大正12年(1923年)5月
『「子供達の歌」 第3集』
背くらべ
若くして亡くなった俳人、海野厚(本名、厚一)の出世作となる名作。
歌詞にあるように端午の節句にちなんだ歌で、すくすくと育つ子どもの姿を描いている。1番目の歌詞は、おととしの同じ日に、兄が柱に付けてくれた背丈の印が、今になって見てみればやっとのこと羽織の紐のたけでしかなかった、というもの。柱に小さなキズや印を付けて「背くらべ」をするのは、かつてはどこでも行われており、そんなごく一般的な子どもの日常風景から歌を練り上げたのは、いかにも童謡詩人らしい。
自分の成長に驚く1番から、2番はその柱にもたれて山並みを少年が眺めているシーンへとかわる。旧暦5月は、これから夏にむかって山の緑も空の青も、いよいよ色鮮やかさを増してゆく季節。

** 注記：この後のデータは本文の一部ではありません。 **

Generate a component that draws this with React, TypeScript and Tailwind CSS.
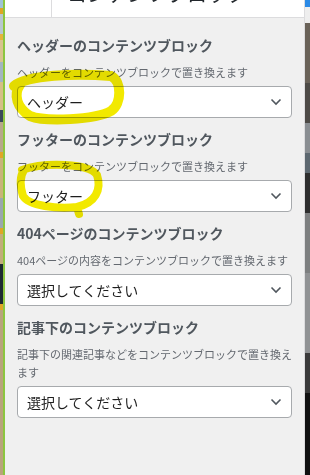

その、これもまたごく普通の日本の日常がいかに素晴らしいものである(あった)かを、詞の裏側に張りつけた歌だとも言えるだろう。
1番最後に登場する富士山は静岡出身の海野にとっては、特に書きこみやすい存在だったはずである。そしてこのシメの詞のはまり具合のよさは、晋平のメロディ作りの的確さと共に、「富士山は日本一の山」というイメージを日本人に決定づけることとなった。